Raw data:
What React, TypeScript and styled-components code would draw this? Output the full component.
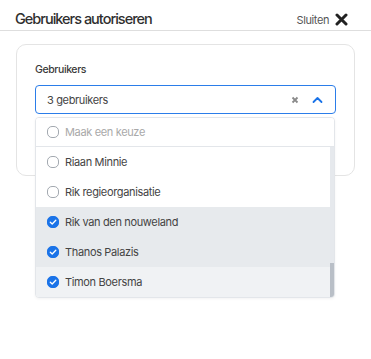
import styled, { createGlobalStyle } from "styled-components";

const GlobalStyle = createGlobalStyle`
  html, body {
    margin: 0;
    padding: 0;
    background: #ffffff;
    font-family: Inter, "Noto Sans", sans-serif;
  }
  #root {
    min-height: 100vh;
  }
`;

const Header = styled.div`
  height: 31px;
  display: flex;
  align-items: center;
  justify-content: space-between;
  padding: 9px 23px 0 15px;
  border-bottom: 1px solid #dedede;
  box-sizing: border-box;
`;

const Title = styled.h2`
  margin: 0;
  font-size: 14.5px;
  font-weight: 500;
  color: #2f2f2f;
  letter-spacing: -1px;
  line-height: 1;
`;

const CloseButton = styled.button`
  display: flex;
  align-items: center;
  gap: 6px;
  border: none;
  background: none;
  padding: 0;
  font-family: inherit;
  font-size: 11px;
  color: #555;
  letter-spacing: -0.4px;
  cursor: pointer;
`;

const Body = styled.div`
  padding: 13px 16px;
`;

const Card = styled.div`
  position: relative;
  height: 132px;
  box-sizing: border-box;
  border: 1px solid #e4e4e4;
  border-radius: 10px;
  padding: 18px 18px;
`;

const Label = styled.div`
  font-size: 10.5px;
  font-weight: 500;
  color: #3a3a3a;
  letter-spacing: -0.4px;
  line-height: 14px;
  margin-bottom: 8px;
`;

const Select = styled.div`
  position: relative;
  height: 29px;
  box-sizing: border-box;
  border: 1px solid #2b7de9;
  border-radius: 4px;
  display: flex;
  align-items: center;
  padding: 0 12px 0 11px;
  font-size: 11px;
  color: #444;
  letter-spacing: -0.35px;
`;

const SelectValue = styled.span`
  flex: 1;
`;

const SelectIcons = styled.div`
  display: flex;
  align-items: center;
  gap: 13px;
`;

const Menu = styled.div`
  position: absolute;
  top: 31px;
  left: -1px;
  width: 298px;
  background: #fff;
  border: 1px solid #e3e6ea;
  border-radius: 4px;
  box-shadow: 0 1px 3px rgba(0, 0, 0, 0.05);
  z-index: 2;
  overflow: hidden;
`;

const List = styled.div`
  display: flex;
  height: 150px;
`;

const Rows = styled.div`
  flex: 1;
`;

const ScrollTrack = styled.div`
  width: 4px;
  background: #e6e9ed;
  display: flex;
  flex-direction: column;
`;

const ScrollThumb = styled.div`
  margin-top: auto;
  height: 34px;
  background: #b9bfc7;
`;

const Row = styled.div<{ $bg?: string; $header?: boolean }>`
  height: ${(p) => (p.$header ? 29 : 30)}px;
  box-sizing: border-box;
  display: flex;
  align-items: center;
  gap: 6px;
  padding-left: 11px;
  background: ${(p) => p.$bg || "#fff"};
  border-bottom: ${(p) => (p.$header ? "1px solid #e3e6ea" : "none")};
  font-size: 11px;
  letter-spacing: -0.35px;
  color: ${(p) => (p.$header ? "#a9a9a9" : "#444")};
`;

const Box = styled.span<{ $checked?: boolean }>`
  width: 12px;
  height: 12px;
  box-sizing: border-box;
  border-radius: 5px;
  border: 1px solid ${(p) => (p.$checked ? "#1a73e8" : "#a3a9b0")};
  background: ${(p) => (p.$checked ? "#1a73e8" : "#fff")};
  display: flex;
  align-items: center;
  justify-content: center;
  flex-shrink: 0;
`;

const Check = () => (
  <svg width="8" height="8" viewBox="0 0 8 8">
    <path d="M1.3 4.2 L3.2 6 L6.8 2.2" fill="none" stroke="#fff" strokeWidth="1.3" strokeLinecap="round" strokeLinejoin="round" />
  </svg>
);

const users = [
  { name: "Riaan Minnie", checked: false },
  { name: "Rik regieorganisatie", checked: false },
  { name: "Rik van den nouweland", checked: true, bg: "#e7eaed" },
  { name: "Thanos Palazis", checked: true, bg: "#e7eaed" },
  { name: "Timon Boersma", checked: true, bg: "#f0f2f4" },
];

export default function App() {
  return (
    <>
      <GlobalStyle />
      <Header>
        <Title>Gebruikers autoriseren</Title>
        <CloseButton>
          Sluiten
          <svg width="13" height="13" viewBox="0 0 13 13">
            <path d="M2 2 L11 11 M11 2 L2 11" stroke="#222" strokeWidth="3" strokeLinecap="round" />
          </svg>
        </CloseButton>
      </Header>
      <Body>
        <Card>
          <Label>Gebruikers</Label>
          <Select>
            <SelectValue>3 gebruikers</SelectValue>
            <SelectIcons>
              <svg width="8" height="8" viewBox="0 0 8 8">
                <path d="M1.5 1.5 L6.5 6.5 M6.5 1.5 L1.5 6.5" stroke="#8a8a8a" strokeWidth="1.8" />
              </svg>
              <svg width="11" height="8" viewBox="0 0 11 8">
                <path d="M1.5 6 L5.5 2 L9.5 6" fill="none" stroke="#1a73e8" strokeWidth="1.8" strokeLinecap="round" strokeLinejoin="round" />
              </svg>
            </SelectIcons>
            <Menu>
              <Row $header>
                <Box />
                Maak een keuze
              </Row>
              <List>
                <Rows>
                  {users.map((u) => (
                    <Row key={u.name} $bg={u.bg}>
                      <Box $checked={u.checked}>{u.checked && <Check />}</Box>
                      {u.name}
                    </Row>
                  ))}
                </Rows>
                <ScrollTrack>
                  <ScrollThumb />
                </ScrollTrack>
              </List>
            </Menu>
          </Select>
        </Card>
      </Body>
    </>
  );
}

Job: Repeat the material above in full and unchanged, minus its images.

Final result:
What React, TypeScript and styled-components code would draw this? Output the full component.
import styled, { createGlobalStyle } from "styled-components";

const GlobalStyle = createGlobalStyle`
  html, body {
    margin: 0;
    padding: 0;
    background: #ffffff;
    font-family: Inter, "Noto Sans", sans-serif;
  }
  #root {
    min-height: 100vh;
  }
`;

const Header = styled.div`
  height: 31px;
  display: flex;
  align-items: center;
  justify-content: space-between;
  padding: 9px 23px 0 15px;
  border-bottom: 1px solid #dedede;
  box-sizing: border-box;
`;

const Title = styled.h2`
  margin: 0;
  font-size: 14.5px;
  font-weight: 500;
  color: #2f2f2f;
  letter-spacing: -1px;
  line-height: 1;
`;

const CloseButton = styled.button`
  display: flex;
  align-items: center;
  gap: 6px;
  border: none;
  background: none;
  padding: 0;
  font-family: inherit;
  font-size: 11px;
  color: #555;
  letter-spacing: -0.4px;
  cursor: pointer;
`;

const Body = styled.div`
  padding: 13px 16px;
`;

const Card = styled.div`
  position: relative;
  height: 132px;
  box-sizing: border-box;
  border: 1px solid #e4e4e4;
  border-radius: 10px;
  padding: 18px 18px;
`;

const Label = styled.div`
  font-size: 10.5px;
  font-weight: 500;
  color: #3a3a3a;
  letter-spacing: -0.4px;
  line-height: 14px;
  margin-bottom: 8px;
`;

const Select = styled.div`
  position: relative;
  height: 29px;
  box-sizing: border-box;
  border: 1px solid #2b7de9;
  border-radius: 4px;
  display: flex;
  align-items: center;
  padding: 0 12px 0 11px;
  font-size: 11px;
  color: #444;
  letter-spacing: -0.35px;
`;

const SelectValue = styled.span`
  flex: 1;
`;

const SelectIcons = styled.div`
  display: flex;
  align-items: center;
  gap: 13px;
`;

const Menu = styled.div`
  position: absolute;
  top: 31px;
  left: -1px;
  width: 298px;
  background: #fff;
  border: 1px solid #e3e6ea;
  border-radius: 4px;
  box-shadow: 0 1px 3px rgba(0, 0, 0, 0.05);
  z-index: 2;
  overflow: hidden;
`;

const List = styled.div`
  display: flex;
  height: 150px;
`;

const Rows = styled.div`
  flex: 1;
`;

const ScrollTrack = styled.div`
  width: 4px;
  background: #e6e9ed;
  display: flex;
  flex-direction: column;
`;

const ScrollThumb = styled.div`
  margin-top: auto;
  height: 34px;
  background: #b9bfc7;
`;

const Row = styled.div<{ $bg?: string; $header?: boolean }>`
  height: ${(p) => (p.$header ? 29 : 30)}px;
  box-sizing: border-box;
  display: flex;
  align-items: center;
  gap: 6px;
  padding-left: 11px;
  background: ${(p) => p.$bg || "#fff"};
  border-bottom: ${(p) => (p.$header ? "1px solid #e3e6ea" : "none")};
  font-size: 11px;
  letter-spacing: -0.35px;
  color: ${(p) => (p.$header ? "#a9a9a9" : "#444")};
`;

const Box = styled.span<{ $checked?: boolean }>`
  width: 12px;
  height: 12px;
  box-sizing: border-box;
  border-radius: 5px;
  border: 1px solid ${(p) => (p.$checked ? "#1a73e8" : "#a3a9b0")};
  background: ${(p) => (p.$checked ? "#1a73e8" : "#fff")};
  display: flex;
  align-items: center;
  justify-content: center;
  flex-shrink: 0;
`;

const Check = () => (
  <svg width="8" height="8" viewBox="0 0 8 8">
    <path d="M1.3 4.2 L3.2 6 L6.8 2.2" fill="none" stroke="#fff" strokeWidth="1.3" strokeLinecap="round" strokeLinejoin="round" />
  </svg>
);

const users = [
  { name: "Riaan Minnie", checked: false },
  { name: "Rik regieorganisatie", checked: false },
  { name: "Rik van den nouweland", checked: true, bg: "#e7eaed" },
  { name: "Thanos Palazis", checked: true, bg: "#e7eaed" },
  { name: "Timon Boersma", checked: true, bg: "#f0f2f4" },
];

export default function App() {
  return (
    <>
      <GlobalStyle />
      <Header>
        <Title>Gebruikers autoriseren</Title>
        <CloseButton>
          Sluiten
          <svg width="13" height="13" viewBox="0 0 13 13">
            <path d="M2 2 L11 11 M11 2 L2 11" stroke="#222" strokeWidth="3" strokeLinecap="round" />
          </svg>
        </CloseButton>
      </Header>
      <Body>
        <Card>
          <Label>Gebruikers</Label>
          <Select>
            <SelectValue>3 gebruikers</SelectValue>
            <SelectIcons>
              <svg width="8" height="8" viewBox="0 0 8 8">
                <path d="M1.5 1.5 L6.5 6.5 M6.5 1.5 L1.5 6.5" stroke="#8a8a8a" strokeWidth="1.8" />
              </svg>
              <svg width="11" height="8" viewBox="0 0 11 8">
                <path d="M1.5 6 L5.5 2 L9.5 6" fill="none" stroke="#1a73e8" strokeWidth="1.8" strokeLinecap="round" strokeLinejoin="round" />
              </svg>
            </SelectIcons>
            <Menu>
              <Row $header>
                <Box />
                Maak een keuze
              </Row>
              <List>
                <Rows>
                  {users.map((u) => (
                    <Row key={u.name} $bg={u.bg}>
                      <Box $checked={u.checked}>{u.checked && <Check />}</Box>
                      {u.name}
                    </Row>
                  ))}
                </Rows>
                <ScrollTrack>
                  <ScrollThumb />
                </ScrollTrack>
              </List>
            </Menu>
          </Select>
        </Card>
      </Body>
    </>
  );
}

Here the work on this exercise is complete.